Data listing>
......
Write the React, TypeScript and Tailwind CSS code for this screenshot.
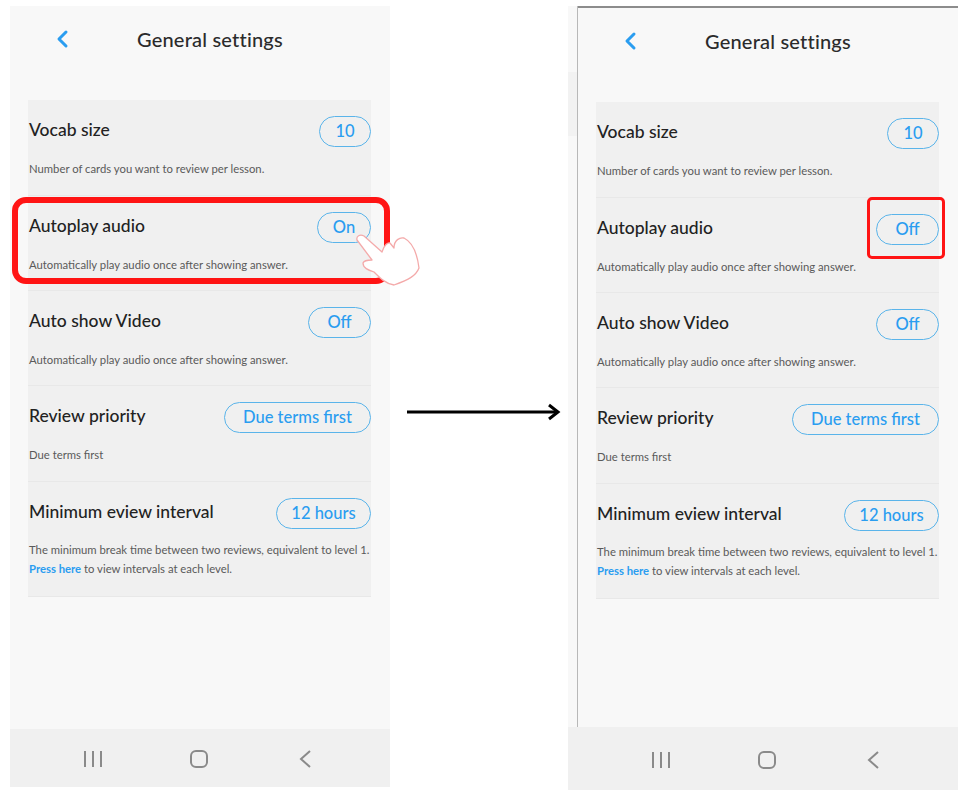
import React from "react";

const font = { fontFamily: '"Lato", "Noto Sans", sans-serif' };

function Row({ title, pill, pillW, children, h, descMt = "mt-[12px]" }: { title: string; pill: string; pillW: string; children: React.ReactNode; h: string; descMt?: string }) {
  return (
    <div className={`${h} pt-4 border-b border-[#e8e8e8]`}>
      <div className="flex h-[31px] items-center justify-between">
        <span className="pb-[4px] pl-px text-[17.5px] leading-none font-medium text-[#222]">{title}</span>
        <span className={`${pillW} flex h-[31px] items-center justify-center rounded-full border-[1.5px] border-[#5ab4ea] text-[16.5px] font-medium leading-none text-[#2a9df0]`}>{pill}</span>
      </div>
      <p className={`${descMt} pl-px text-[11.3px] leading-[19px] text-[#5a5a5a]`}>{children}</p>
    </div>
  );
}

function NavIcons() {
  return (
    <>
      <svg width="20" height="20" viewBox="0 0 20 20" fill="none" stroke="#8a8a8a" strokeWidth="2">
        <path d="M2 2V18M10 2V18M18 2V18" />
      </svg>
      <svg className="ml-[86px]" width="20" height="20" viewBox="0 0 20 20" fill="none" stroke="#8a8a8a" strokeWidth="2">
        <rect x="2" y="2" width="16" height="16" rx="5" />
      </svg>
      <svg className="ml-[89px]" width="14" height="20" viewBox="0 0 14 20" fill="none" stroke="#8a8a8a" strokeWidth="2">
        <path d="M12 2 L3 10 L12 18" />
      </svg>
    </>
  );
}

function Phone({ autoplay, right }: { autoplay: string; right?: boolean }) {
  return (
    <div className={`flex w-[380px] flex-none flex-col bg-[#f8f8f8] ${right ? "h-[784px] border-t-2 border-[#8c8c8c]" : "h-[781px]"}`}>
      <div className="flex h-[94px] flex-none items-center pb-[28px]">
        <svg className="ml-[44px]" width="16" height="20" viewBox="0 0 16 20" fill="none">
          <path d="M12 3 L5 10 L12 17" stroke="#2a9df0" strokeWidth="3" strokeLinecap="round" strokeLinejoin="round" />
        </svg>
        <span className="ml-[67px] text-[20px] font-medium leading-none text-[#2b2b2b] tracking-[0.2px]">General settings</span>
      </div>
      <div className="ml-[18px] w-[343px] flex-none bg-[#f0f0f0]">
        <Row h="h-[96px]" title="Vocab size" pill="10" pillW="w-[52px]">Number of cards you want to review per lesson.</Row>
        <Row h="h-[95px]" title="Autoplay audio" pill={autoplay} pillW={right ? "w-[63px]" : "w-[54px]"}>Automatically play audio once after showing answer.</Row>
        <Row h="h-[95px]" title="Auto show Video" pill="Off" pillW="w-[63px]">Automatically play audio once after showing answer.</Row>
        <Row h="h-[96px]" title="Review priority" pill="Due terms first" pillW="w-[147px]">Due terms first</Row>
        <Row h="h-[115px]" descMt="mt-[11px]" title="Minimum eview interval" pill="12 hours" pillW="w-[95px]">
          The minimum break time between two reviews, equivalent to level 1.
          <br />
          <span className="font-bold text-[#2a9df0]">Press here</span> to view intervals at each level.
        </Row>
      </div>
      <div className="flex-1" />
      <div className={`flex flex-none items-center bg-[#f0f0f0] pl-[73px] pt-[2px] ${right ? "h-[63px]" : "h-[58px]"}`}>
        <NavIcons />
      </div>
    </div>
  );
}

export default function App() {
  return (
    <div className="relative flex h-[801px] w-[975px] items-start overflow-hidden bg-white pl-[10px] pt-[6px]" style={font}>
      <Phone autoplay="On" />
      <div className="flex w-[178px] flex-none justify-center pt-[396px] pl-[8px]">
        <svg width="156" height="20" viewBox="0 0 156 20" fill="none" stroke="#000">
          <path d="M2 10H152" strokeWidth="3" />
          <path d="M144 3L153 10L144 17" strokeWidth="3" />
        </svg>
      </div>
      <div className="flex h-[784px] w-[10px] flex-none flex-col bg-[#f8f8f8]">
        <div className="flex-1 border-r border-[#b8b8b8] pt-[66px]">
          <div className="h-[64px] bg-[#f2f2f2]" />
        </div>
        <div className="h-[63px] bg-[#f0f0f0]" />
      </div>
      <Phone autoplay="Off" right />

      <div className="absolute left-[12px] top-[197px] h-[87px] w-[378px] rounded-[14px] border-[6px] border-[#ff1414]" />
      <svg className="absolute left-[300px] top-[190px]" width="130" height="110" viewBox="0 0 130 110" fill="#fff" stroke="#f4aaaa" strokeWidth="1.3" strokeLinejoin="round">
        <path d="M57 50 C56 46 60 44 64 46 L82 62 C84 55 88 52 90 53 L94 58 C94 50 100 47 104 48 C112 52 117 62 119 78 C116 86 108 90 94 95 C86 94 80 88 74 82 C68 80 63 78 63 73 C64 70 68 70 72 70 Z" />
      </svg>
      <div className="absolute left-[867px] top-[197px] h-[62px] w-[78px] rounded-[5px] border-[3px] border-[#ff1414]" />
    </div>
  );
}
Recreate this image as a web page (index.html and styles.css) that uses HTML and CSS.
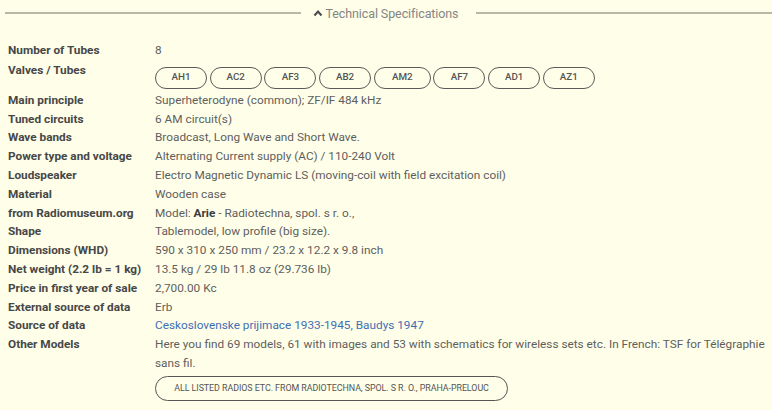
......
PROBLEM DESCRIPTION>
Write out the data precisely as given, excluding the pictures.

FULL SOLUTION>
Write the React, TypeScript and Tailwind CSS code for this screenshot.
import React from "react";

const font = { fontFamily: '"Lato", "Noto Sans", sans-serif' };

function Row({ title, pill, pillW, children, h, descMt = "mt-[12px]" }: { title: string; pill: string; pillW: string; children: React.ReactNode; h: string; descMt?: string }) {
  return (
    <div className={`${h} pt-4 border-b border-[#e8e8e8]`}>
      <div className="flex h-[31px] items-center justify-between">
        <span className="pb-[4px] pl-px text-[17.5px] leading-none font-medium text-[#222]">{title}</span>
        <span className={`${pillW} flex h-[31px] items-center justify-center rounded-full border-[1.5px] border-[#5ab4ea] text-[16.5px] font-medium leading-none text-[#2a9df0]`}>{pill}</span>
      </div>
      <p className={`${descMt} pl-px text-[11.3px] leading-[19px] text-[#5a5a5a]`}>{children}</p>
    </div>
  );
}

function NavIcons() {
  return (
    <>
      <svg width="20" height="20" viewBox="0 0 20 20" fill="none" stroke="#8a8a8a" strokeWidth="2">
        <path d="M2 2V18M10 2V18M18 2V18" />
      </svg>
      <svg className="ml-[86px]" width="20" height="20" viewBox="0 0 20 20" fill="none" stroke="#8a8a8a" strokeWidth="2">
        <rect x="2" y="2" width="16" height="16" rx="5" />
      </svg>
      <svg className="ml-[89px]" width="14" height="20" viewBox="0 0 14 20" fill="none" stroke="#8a8a8a" strokeWidth="2">
        <path d="M12 2 L3 10 L12 18" />
      </svg>
    </>
  );
}

function Phone({ autoplay, right }: { autoplay: string; right?: boolean }) {
  return (
    <div className={`flex w-[380px] flex-none flex-col bg-[#f8f8f8] ${right ? "h-[784px] border-t-2 border-[#8c8c8c]" : "h-[781px]"}`}>
      <div className="flex h-[94px] flex-none items-center pb-[28px]">
        <svg className="ml-[44px]" width="16" height="20" viewBox="0 0 16 20" fill="none">
          <path d="M12 3 L5 10 L12 17" stroke="#2a9df0" strokeWidth="3" strokeLinecap="round" strokeLinejoin="round" />
        </svg>
        <span className="ml-[67px] text-[20px] font-medium leading-none text-[#2b2b2b] tracking-[0.2px]">General settings</span>
      </div>
      <div className="ml-[18px] w-[343px] flex-none bg-[#f0f0f0]">
        <Row h="h-[96px]" title="Vocab size" pill="10" pillW="w-[52px]">Number of cards you want to review per lesson.</Row>
        <Row h="h-[95px]" title="Autoplay audio" pill={autoplay} pillW={right ? "w-[63px]" : "w-[54px]"}>Automatically play audio once after showing answer.</Row>
        <Row h="h-[95px]" title="Auto show Video" pill="Off" pillW="w-[63px]">Automatically play audio once after showing answer.</Row>
        <Row h="h-[96px]" title="Review priority" pill="Due terms first" pillW="w-[147px]">Due terms first</Row>
        <Row h="h-[115px]" descMt="mt-[11px]" title="Minimum eview interval" pill="12 hours" pillW="w-[95px]">
          The minimum break time between two reviews, equivalent to level 1.
          <br />
          <span className="font-bold text-[#2a9df0]">Press here</span> to view intervals at each level.
        </Row>
      </div>
      <div className="flex-1" />
      <div className={`flex flex-none items-center bg-[#f0f0f0] pl-[73px] pt-[2px] ${right ? "h-[63px]" : "h-[58px]"}`}>
        <NavIcons />
      </div>
    </div>
  );
}

export default function App() {
  return (
    <div className="relative flex h-[801px] w-[975px] items-start overflow-hidden bg-white pl-[10px] pt-[6px]" style={font}>
      <Phone autoplay="On" />
      <div className="flex w-[178px] flex-none justify-center pt-[396px] pl-[8px]">
        <svg width="156" height="20" viewBox="0 0 156 20" fill="none" stroke="#000">
          <path d="M2 10H152" strokeWidth="3" />
          <path d="M144 3L153 10L144 17" strokeWidth="3" />
        </svg>
      </div>
      <div className="flex h-[784px] w-[10px] flex-none flex-col bg-[#f8f8f8]">
        <div className="flex-1 border-r border-[#b8b8b8] pt-[66px]">
          <div className="h-[64px] bg-[#f2f2f2]" />
        </div>
        <div className="h-[63px] bg-[#f0f0f0]" />
      </div>
      <Phone autoplay="Off" right />

      <div className="absolute left-[12px] top-[197px] h-[87px] w-[378px] rounded-[14px] border-[6px] border-[#ff1414]" />
      <svg className="absolute left-[300px] top-[190px]" width="130" height="110" viewBox="0 0 130 110" fill="#fff" stroke="#f4aaaa" strokeWidth="1.3" strokeLinejoin="round">
        <path d="M57 50 C56 46 60 44 64 46 L82 62 C84 55 88 52 90 53 L94 58 C94 50 100 47 104 48 C112 52 117 62 119 78 C116 86 108 90 94 95 C86 94 80 88 74 82 C68 80 63 78 63 73 C64 70 68 70 72 70 Z" />
      </svg>
      <div className="absolute left-[867px] top-[197px] h-[62px] w-[78px] rounded-[5px] border-[3px] border-[#ff1414]" />
    </div>
  );
}
Recreate this image as a web page (index.html and styles.css) that uses HTML and CSS.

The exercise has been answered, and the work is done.